Carlos Aganzo está considerado como uno de los nombres grandes del periodismo actual.Es además un poeta que escribe con la voz encendida y el temblor lírico en cada verso. Acaba de publicar un libro que emociona: Las ciudades de Machado (Tintablanca), ilustrado por Daniel Parra.

Junto a Rafael Alberti, compañero del alma, compañero, cabe Aleixandre y Juan Ramón, el amigo de Lorca, de Salinas, de León Felipe… fue analizado por Fernando Lázaro Carreter, excepcional director de la Real Academia Española que afirmaba: “Machado no era un poeta de su tiempo sino del siglo XIX, si bien su alta calidad lírica le mantiene entre los nombres grandes de la poesía española de todos los tiempos”.

Carlos Aganzo toma de la mano a Antonio Machado y recorre con los lectores la vida y la obra del autor de Campos de Castilla a través de las ciudades donde vivió: “El niño por las calles de Sevilla. El bohemio por los cafés de Madrid. El romántico por los bulevares de París. El enamorado por los paseos de Soria junto al Duero. El melancólico por los altos miradores de Baeza. El rebelde, con causa, por los balcones de Segovia. El refugiado por los parterres de Rocafort. El perseguido por las calles bombardeadas de Barcelona. El santo laico, por esas rues de Collioure que bajan a buscar al mar peces de plata”.

Aganzo asegura que Machado no sabía cuál de las dos Españas iba a helarle el corazón, pero en Segovia izó la bandera tricolor. El poeta era “en el buen sentido de la palabra, bueno”. Y escribió versos como espadas al decirle a Líster “si mi pluma valiera tus pistolas”, cuando apenas podía costear la habitación de madame Quintana en Colliure. Admiraba sobre todo a Rubén Darío. En el bachillerato le suspendieron en latín y en castellano.

Tras el revuelo que causó en Madrid el estreno de la Electra de Galdós, se incorporó a la revista del mismo nombre. Ganó las oposiciones a profesor de francés y viajó a Soria, donde parece que las rocas sueñan. En 1927 fue elegido académico de la Real Academia Española. Tras años de desolación por la muerte de Leonor, conoció a su segundo gran amor, Pilar de Valderrama, la Guiomar de sus versos estremecidos. Viejo profesor de 60 años se incorporó a un claustro en el que María Zambrano daba clases de filosofía y Daniel Vázquez Díaz, de dibujo.
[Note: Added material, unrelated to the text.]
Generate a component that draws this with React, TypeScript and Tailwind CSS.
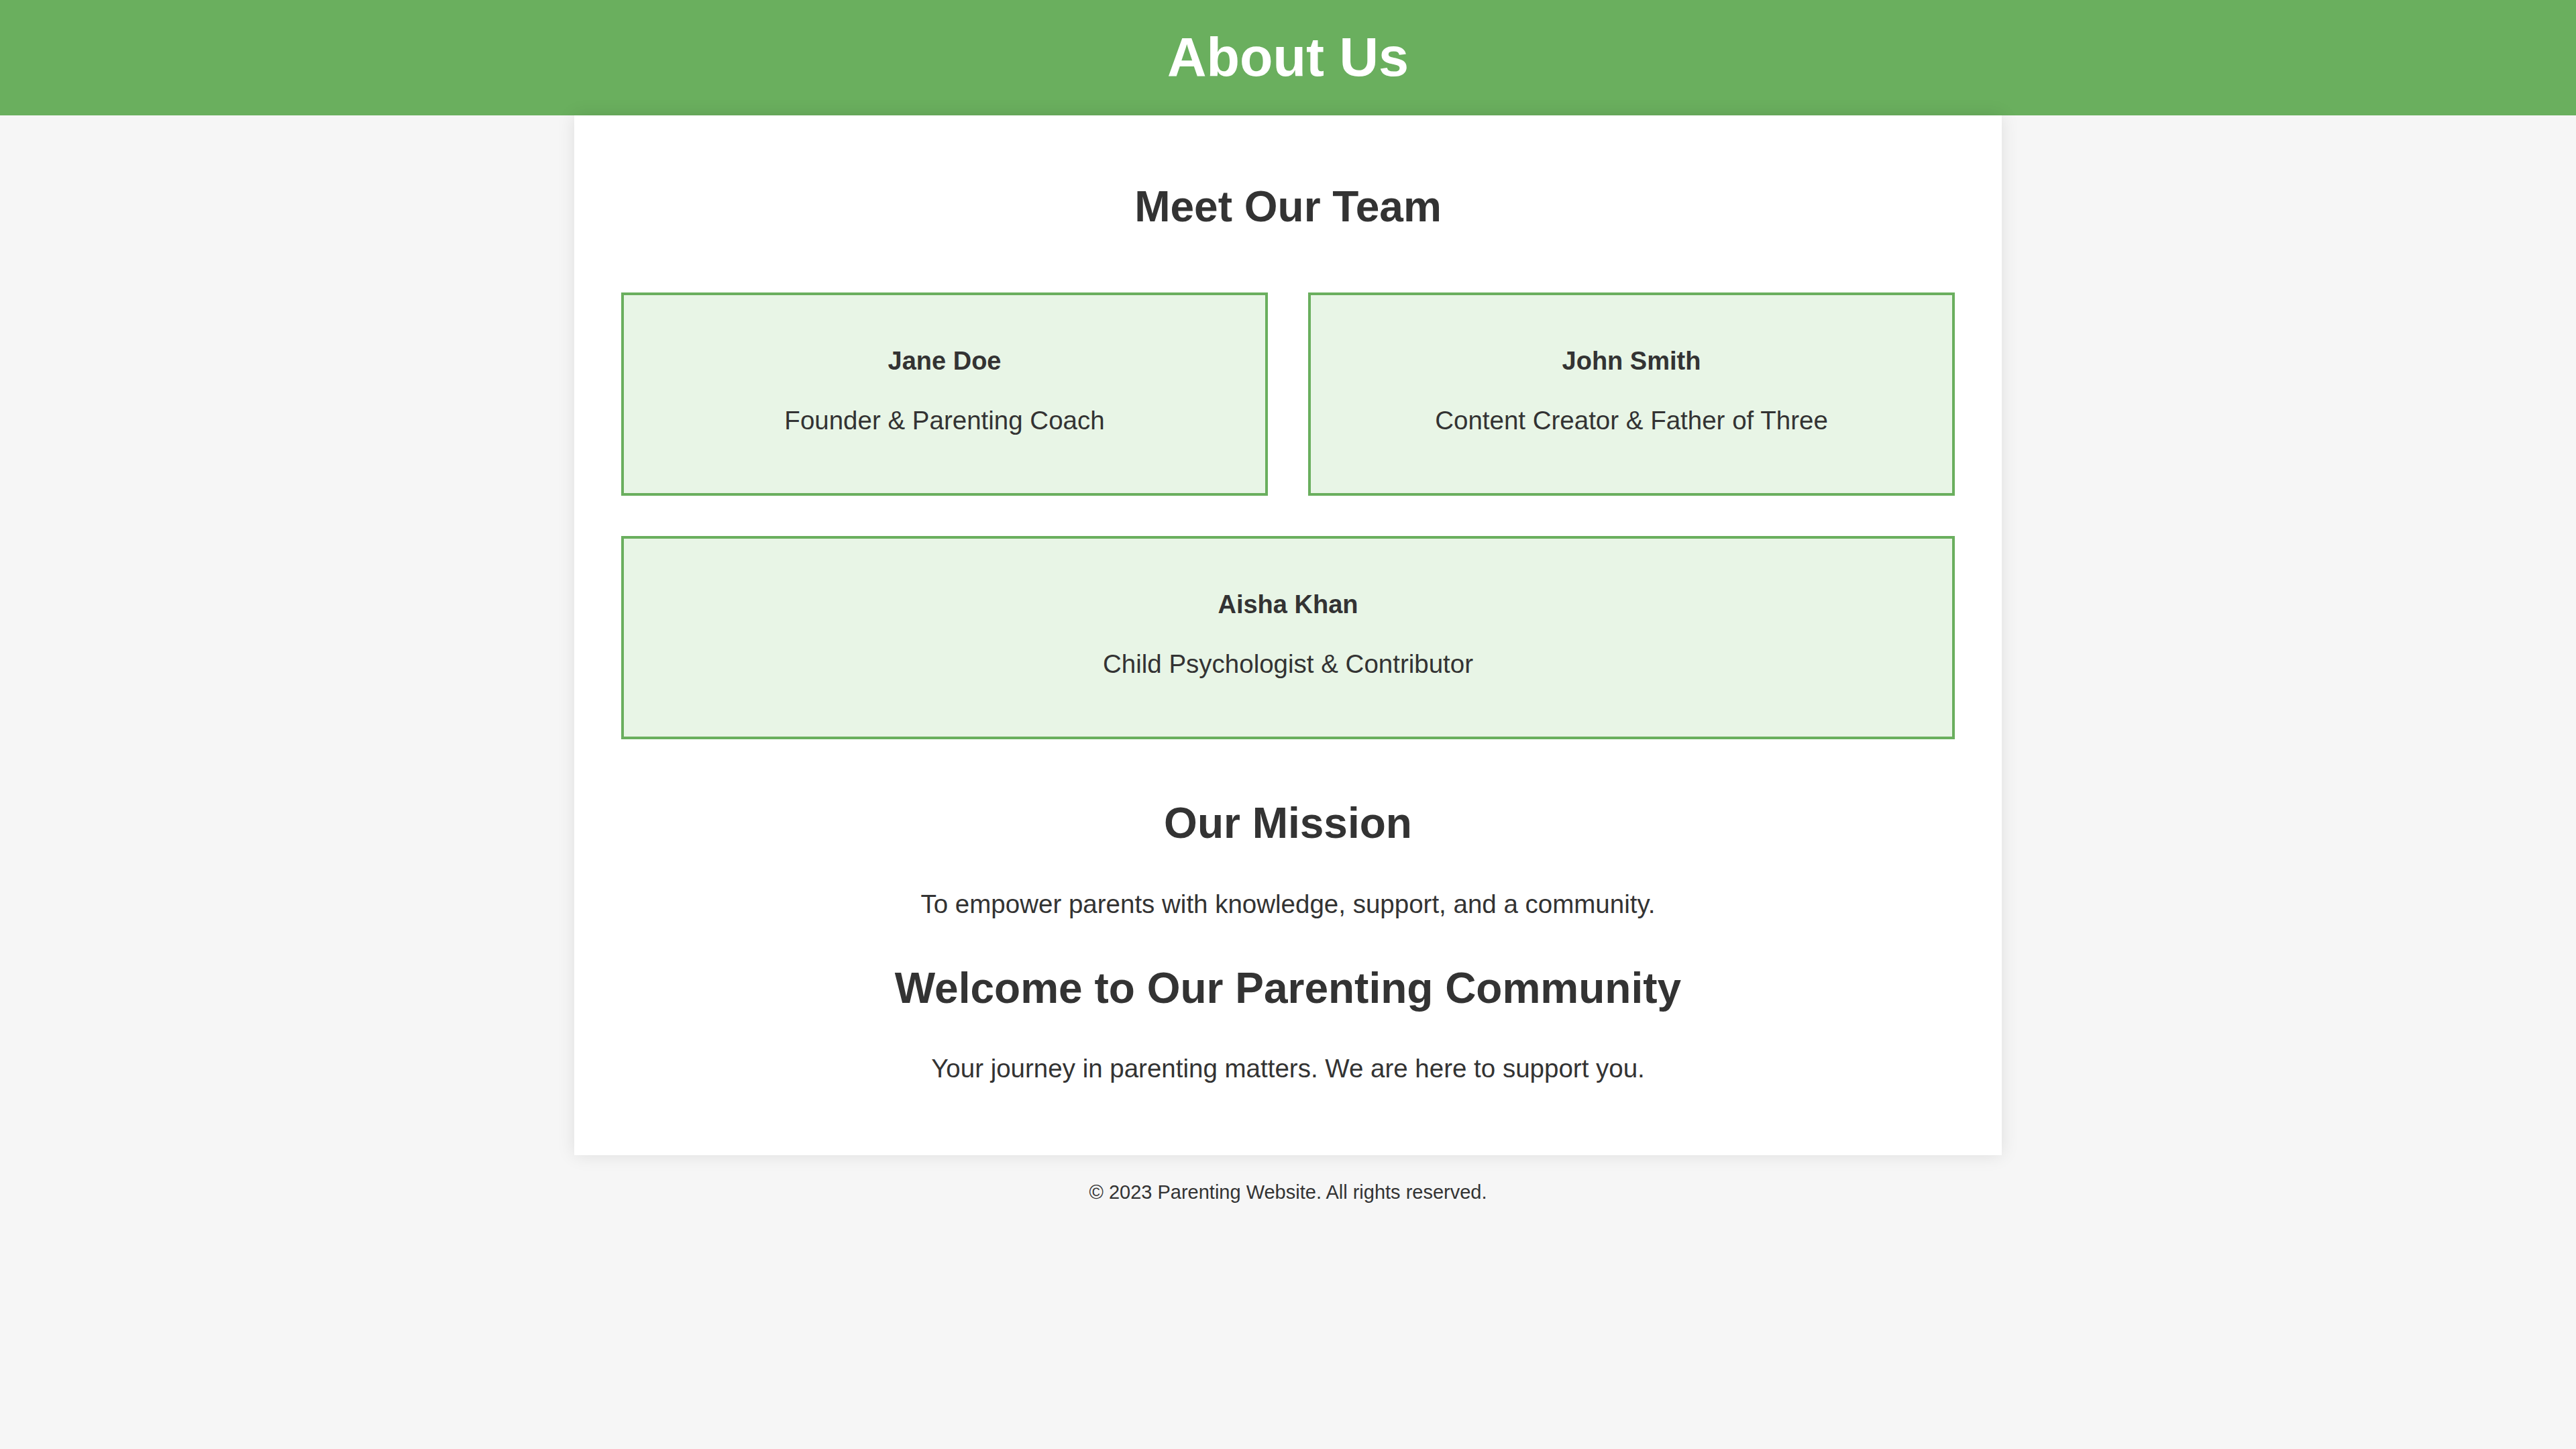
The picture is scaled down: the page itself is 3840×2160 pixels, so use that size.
const team = [
    { name: 'Jane Doe', role: 'Founder & Parenting Coach', wide: false },
    { name: 'John Smith', role: 'Content Creator & Father of Three', wide: false },
    { name: 'Aisha Khan', role: 'Child Psychologist & Contributor', wide: true },
];

const App = () => {
    return (
        <div className="min-h-screen bg-[#f6f6f6] font-['Liberation_Sans',Arial,sans-serif] text-[#333333]">
            {/* header */}
            <header className="h-[172px] bg-[#6aaf5e] flex items-center justify-center">
                <h1 className="text-[81px] leading-[1.15] font-bold text-white">
                    About Us
                </h1>
            </header>

            {/* main card */}
            <main className="mx-auto w-[2128px] bg-white shadow-[0_0_25px_rgba(0,0,0,0.1)] px-[70px] pt-[98px] pb-[107px] text-center">
                <h2 className="text-[64px] leading-[77px] font-bold">
                    Meet Our Team
                </h2>
                <div className="grid grid-cols-2 gap-[60px] mt-[89px]">
                    {team.map((member) => {
                        return (
                            <div
                                key={member.name}
                                className={`border-4 border-[#6aaf5e] bg-[#e8f5e6] pt-[75px] pb-[86px] ${member.wide ? 'col-span-2' : ''}`}
                            >
                                <h3 className="text-[38px] leading-[46px] font-bold">
                                    {member.name}
                                </h3>
                                <p className="text-[38.5px] leading-[45px] mt-[43px]">
                                    {member.role}
                                </p>
                            </div>
                        );
                    })}
                </div>

                <h2 className="text-[64px] leading-[77px] font-bold mt-[87px]">
                    Our Mission
                </h2>
                <p className="text-[38.5px] leading-[45px] mt-[59px]">
                    To empower parents with knowledge, support, and a community.
                </p>

                <h2 className="text-[64px] leading-[77px] font-bold mt-[65px]">
                    Welcome to Our Parenting Community
                </h2>
                <p className="text-[38.5px] leading-[45px] mt-[58px]">
                    Your journey in parenting matters. We are here to support you.
                </p>
            </main>

            {/* footer */}
            <footer className="text-center pt-[39px]">
                <p className="text-[29px] leading-[1.15]">
                    © 2023 Parenting Website. All rights reserved.
                </p>
            </footer>
        </div>
    );
};

export default App;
En París, Machado establece su aliento literario en el café Criterion al que acuden Pío Baroja y el periodista Luis Bonafoux, “la víbora de Aspères”. Pasa el poeta desde los recitales en los salones galantes a las barricadas en las calles. Se deslumbra ante Bergson, al que conoce en La Sorbona, y escribe una carta a Ortega y Gasset sobre el “sutil judío que muerde el bronce kantiano”. Rubén Darío evoca a un Machado “misterioso y silencioso”, que le pide un préstamo porque “no le queda un sou para su regreso a Madrid”. Leonor muere el 1 de agosto de 1912. “Señor, ya me arrancaste lo que yo más quería”. Machado escribirá a Ortega para confesarle su “pasión hostil” hacia Francia.

El poeta se traslada a Baeza y allí cicatriza la herida abierta por Leonor. Tras las murallas viejas, “contemplo la tarde silenciosa, a solas con mi sentir y con mi pena”, escribe. Más tarde, en Segovia, “adolescente de 58 años”, según Aganzo, recobra el amor. Allí preside, por cierto, un mitin republicano en el que participan Ortega, Marañón y Pérez de Ayala.

En Madrid y Valencia mantiene encuentros con Alberti, Bergamín, León Felipe, Neruda, Huidobro, Vallejo, Octavio Paz, Miguel Hernández, André Malraux, Tristan Tzara, Iliá Ehrenburg… En la capital de España lee Machado, ante una multitud enfervorizada, El crimen fue en Granada, sobre el asesinato de Lorca. Se traslada al hotel Majestic de Barcelona, donde habían estado Picasso, Miró y Hemingway. Flácido, macilento, con el rostro descarnado, según Capdevila, Machado, ya en el exilio, escribe su último verso: “Esos días azules y este sol de la infancia”.

En Colliure, la ciudad fauvista de Chagall, Matisse y Derain, María Deboher cede un nicho para el entierro del poeta, considerado como un santo laico. “Su altar en el cementerio de Colliure –escribe Aganzo– se ha convertido en un lugar de peregrinación para poetas de todo el mundo”.